My long-term plan is for their list of Independent Work to get longer at about the same time I start needing more one-on-one schooling time with my next few children.  So their independent reading time will increase and their time spent self-teaching math will increase over the next couple years.  (By the way, have you been following along with Brandy's tips for moving children toward independence?  I'm taking notes!)

So that's our school day!  In the next couple months, I'm going to try to tackle some of the questions I hear regularly: How do you keep the little ones busy?  What do you do with your preschooler? How do you keep your learning materials organized?  Let me know if there's anything in particular you're wondering about and I'll be happy to share.


  1. Thank you for sharing this series. I have been trying to figure out how to move toward more independent work in some areas. We just got some math wrap ups (which are a big hit!) and piano and copywork are independent as well. I love your idea of having a stack of books at the beginning of the week and having them read when it fits. I think I'm going to try that.

    (Btw, as I was reading your daily routine post I was noticing how much your girls look like mine, and then my oldest dd came and looked over my shoulder and said, "Who is that? She looks just like me!" :)

    1. Hi Lisa, thanks so much for stopping by! :) Brandy's posts that I linked at the bottom of this post have been great for thinking about moving toward independence--I'm looking forward to reading more from her on this topic, because I'd like the children to be even more independent than they already are by the time my next daughter starts Year 1 (she'll be kindergarten-aged this fall). And I actually just ordered a full set of Math Wrap-ups, so I'm glad to hear you guys enjoy them.

      (My husband is Filipino and I'm Italian, so the children are half and half...sometimes we get comments that they look Asian, sometimes Hispanic. Except for my youngest son, who definitely looks fully Asian--not like me at all! LOL)

  2. Hi Celeste! There is a lot of talk right now about doing things on a strict timetable and varying the lessons. However, I really like the way you are doing it. My question is, is it really OK if my year 3 daughter does most of the readings in a couple days to leave the other days were free for outside activities or more free time? For some reason I had this idea that we should not do more than a couple readings per day . Thank you so much for this blog!

    1. Hi Samara,

      I'm going to respond cautiously here because I think what matters most is that we're all really thoughtful about how we arrange our days. So I don't want to give a one-size-fits-all answer. ;)

      First, yes, I do think there is definitely room for homeschooling without a strict timetable while still holding to CM's principles. In fact, I think a strict timetable can be *counter* to CM's principles in certain situations -- like, if in doing so, it causes your home atmosphere to be very stressed and anxious. I actually have a whole post I would like to write about this, so I won't go into that too much here. But ultimately, the timetable is a tool to meet the principles; it isn't a principle itself.

      That said, the timetable is a great way to make sure you ARE holding to the principles.

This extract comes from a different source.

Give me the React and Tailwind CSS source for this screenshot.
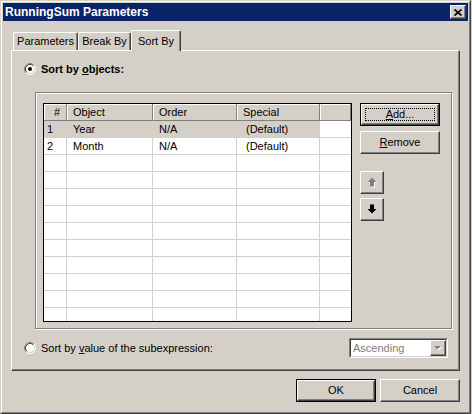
import React from "react";

const cols = [
    { key: "n", label: "#", w: "w-[23px]", head: "pl-[10px]", body: "pl-[3px]" },
    { key: "obj", label: "Object", w: "w-[86px]", head: "pl-[6px]", body: "pl-[6px]" },
    { key: "order", label: "Order", w: "w-[84px]", head: "pl-[6px]", body: "pl-[6px]" },
    { key: "special", label: "Special", w: "w-[83px]", head: "pl-[6px]", body: "pl-[9px]" },
    { key: "x", label: "", w: "w-[31px]", head: "", body: "" },
];

const rows = [
    { n: "1", obj: "Year", order: "N/A", special: "(Default)", sel: true },
    { n: "2", obj: "Month", order: "N/A", special: "(Default)" },
    ...Array.from({ length: 10 }, () => ({})),
];

function Radio({ checked }) {
    return (
        <svg width="12" height="12" viewBox="0 0 12 12" className="shrink-0">
            <circle cx="6" cy="6" r="5" fill="#fff" />
            <path d="M2.11 9.89 A5.5 5.5 0 0 1 9.89 2.11" fill="none" stroke="#808080" />
            <path d="M9.89 2.11 A5.5 5.5 0 0 1 2.11 9.89" fill="none" stroke="#fff" />
            <path d="M2.82 9.18 A4.5 4.5 0 0 1 9.18 2.82" fill="none" stroke="#404040" />
            <path d="M9.18 2.82 A4.5 4.5 0 0 1 2.82 9.18" fill="none" stroke="#d4d0c8" />
            {checked && <circle cx="6" cy="6" r="2" fill="#000" />}
        </svg>
    );
}

const raised =
    "border border-t-white border-l-white border-r-[#404040] border-b-[#404040] shadow-[inset_-1px_-1px_0_#808080] bg-[#d4d0c8]";

function Button({ children, isDefault = false, focused = false, className = "" }) {
    if (isDefault) {
        return (
            <div className={`border border-black ${className}`}>
                <div className={`relative w-full h-full flex items-center justify-center ${raised}`}>
                    {focused && (
                        <div className="absolute inset-[3px] border border-dotted border-black" />
                    )}
                    {children}
                </div>
            </div>
        );
    }
    return (
        <div className={`flex items-center justify-center ${raised} ${className}`}>{children}</div>
    );
}

function Arrow({ up, disabled }) {
    const d = up
        ? "M5 0.5 L9.5 5 L7 5 L7 9.5 L3 9.5 L3 5 L0.5 5 Z"
        : "M5 9.5 L9.5 5 L7 5 L7 0.5 L3 0.5 L3 5 L0.5 5 Z";
    return (
        <svg width="11" height="11" viewBox="0 0 11 11">
            {disabled && <path d={d} fill="#fff" transform="translate(1 1)" />}
            <path d={d} fill={disabled ? "#808080" : "#000"} />
        </svg>
    );
}

function Tab({ children, selected = false, className = "" }) {
    return (
        <div
            className={`flex items-center justify-center rounded-t-[2px] border-t border-l border-r border-t-white border-l-white border-r-[#404040] shadow-[inset_-1px_0_0_#808080] bg-[#d4d0c8] ${selected ? "h-[21px] -mb-px relative z-10" : "h-[18px]"
                } ${className}`}
        >
            {children}
        </div>
    );
}

export default function App() {
    return (
        <div className="w-[472px] h-[414px] bg-[#d4d0c8] font-['Liberation_Sans',Arial,sans-serif] text-[11px] text-black leading-none">
            <div className="w-[471px] h-[414px] border border-t-[#d4d0c8] border-l-[#d4d0c8] border-r-[#404040] border-b-[#404040]">
                <div className="h-full border border-t-white border-l-white border-r-[#808080] border-b-[#808080] p-px">
                    {/* Title bar */}
                    <div className="h-[18px] bg-[#0a246a] flex items-center justify-between pl-[2px] pr-[2px]">
                        <span className="text-white font-bold text-[12px]">RunningSum Parameters</span>
                        <Button className="w-[16px] h-[14px]">
                            <svg width="8" height="7" viewBox="0 0 8 7">
                                <path d="M0.5 0.5 L7.5 6.5 M7.5 0.5 L0.5 6.5" stroke="#000" strokeWidth="1.7" />
                            </svg>
                        </Button>
                    </div>

                    <div className="mt-[9px] pl-[8px]">
                        {/* Tabs */}
                        <div className="h-[20px] flex items-end">
                            <Tab className="ml-[2px] w-[65px]">Parameters</Tab>
                            <Tab className="w-[53px]">Break By</Tab>
                            <Tab selected className="w-[50px]">Sort By</Tab>
                        </div>

                        {/* Panel */}
                        <div className="w-[449px] h-[321px] border border-t-white border-l-white border-r-[#404040] border-b-[#404040] shadow-[inset_-1px_-1px_0_#808080]">
                            <div className="mt-[12px] pl-[12px] h-[12px] flex items-center gap-[5px]">
                                <Radio checked />
                                <span className="font-bold">
                                    Sort by <span className="underline">o</span>bjects:
                                </span>
                            </div>

                            {/* Group frame */}
                            <div className="mt-[17px] ml-[23px] w-[417px] h-[237px] border border-[#808080] shadow-[inset_1px_1px_0_#fff,1px_1px_0_#fff] flex pt-[10px] pl-[7px]">
                                <div className="w-[309px] h-[219px] border border-black bg-white overflow-hidden">
                                    <div className="flex h-[17px]">
                                        {cols.map((c) => (
                                            <div
                                                key={c.key}
                                                className={`${c.w} ${c.head} h-full flex items-center bg-[#d4d0c8] border-r border-b border-[#808080] shadow-[inset_1px_1px_0_#fff]`}
                                            >
                                                {c.label}
                                            </div>
                                        ))}
                                    </div>
                                    {rows.map((r, i) => (
                                        <div key={i} className="flex h-[17px]">
                                            {cols.map((c, ci) => (
                                                <div
                                                    key={c.key}
                                                    className={`${c.w} ${c.body} h-full flex items-center border-b border-[#d4d0c8] ${ci < 4 ? "border-r" : ""} ${r.sel && ci < 4 ? "bg-[#d4d0c8]" : "bg-white"
                                                        }`}
                                                >
                                                    {r[c.key] ?? ""}
                                                </div>
                                            ))}
                                        </div>
                                    ))}
                                </div>

                                <div className="ml-[8px] flex flex-col">
                                    <Button isDefault focused className="w-[80px] h-[23px]">
                                        <span>
                                            <span className="underline">A</span>dd...
                                        </span>
                                    </Button>
                                    <Button className="mt-[5px] w-[80px] h-[23px]">
                                        <span>
                                            <span className="underline">R</span>emove
                                        </span>
                                    </Button>
                                    <Button className="mt-[17px] w-[24px] h-[23px]">
                                        <Arrow up disabled />
                                    </Button>
                                    <Button className="mt-[4px] w-[24px] h-[23px]">
                                        <Arrow />
                                    </Button>
                                </div>
                            </div>

                            {/* Bottom row */}
                            <div className="mt-[9px] h-[20px] flex items-center justify-between pl-[12px] pr-[11px]">
                                <div className="flex items-center gap-[5px]">
                                    <Radio />
                                    <span>
                                        Sort by <span className="underline">v</span>alue of the subexpression:
                                    </span>
                                </div>
                                <div className="w-[99px] h-[20px] border border-t-[#808080] border-l-[#808080] border-r-white border-b-white">
                                    <div className="h-full flex items-center bg-white border border-t-[#404040] border-l-[#404040] border-r-[#d4d0c8] border-b-[#d4d0c8]">
                                        <span className="flex-1 pl-[2px] text-[#808080]">Ascending</span>
                                        <Button className="w-[16px] h-[16px]">
                                            <svg width="8" height="5" viewBox="0 0 8 5">
                                                <path d="M1 1 L8 1 L4.5 4.5 Z" fill="#fff" />
                                                <path d="M0 0 L7 0 L3.5 3.5 Z" fill="#808080" />
                                            </svg>
                                        </Button>
                                    </div>
                                </div>
                            </div>
                        </div>

                        {/* Dialog buttons */}
                        <div className="mt-[8px] w-[449px] flex justify-end gap-[4px]">
                            <Button isDefault className="w-[80px] h-[23px]">OK</Button>
                            <Button className="w-[80px] h-[23px]">Cancel</Button>
                        </div>
                    </div>
                </div>
            </div>
        </div>
    );
}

Some of the principles I think we can pull from CM's words in general would be: short lessons, alternating subjects to keep attention fresh, plenty of free time, and the child knowing what to expect for her day's routine. These principles are probably most easily accomplished by using a timetable, but obviously they could be met through a less specific routine as well.

      When I wrote this post, I was speaking of my two oldest kids, who were fast, eager readers and excellent narrators (they still are). And I was speaking of Year 2, which has a lighter load than Year 3, which you're asking about. My current Form I students would not be able to handle Year 3 (which I'm doing now) in 2-3 days. We could not keep short lessons or short-ish days if we were trying to do that, or the reading would crowd out the other important tasks that keep our minds fresh, like picture study, songs, etc. However, we DO keep a 4-day week, and if we really needed an extra weekday free, we could also move some school to the weekend without trouble. So there is room there for some re-ordering.

      I'll also say that although we don't necessarily spread the reading out evenly over all the days, we still do make sure to alternate kinds of work. It really does help the habit of attention. My kids can and often do do two readings back to back, but we never do more than that, and I really prefer to stick something like a quick chore in between at the very least. :)

      So my overall advice would be: in my opinion, all your days do not have to look all the same and you do not have to keep a strict timetable to be doing a CM education. BUT you do still want to keep the principles in mind that make this education efficient and joyful.

      I hope that helps a little! Please let me know if anything I said was unclear and I'm happy to expand more.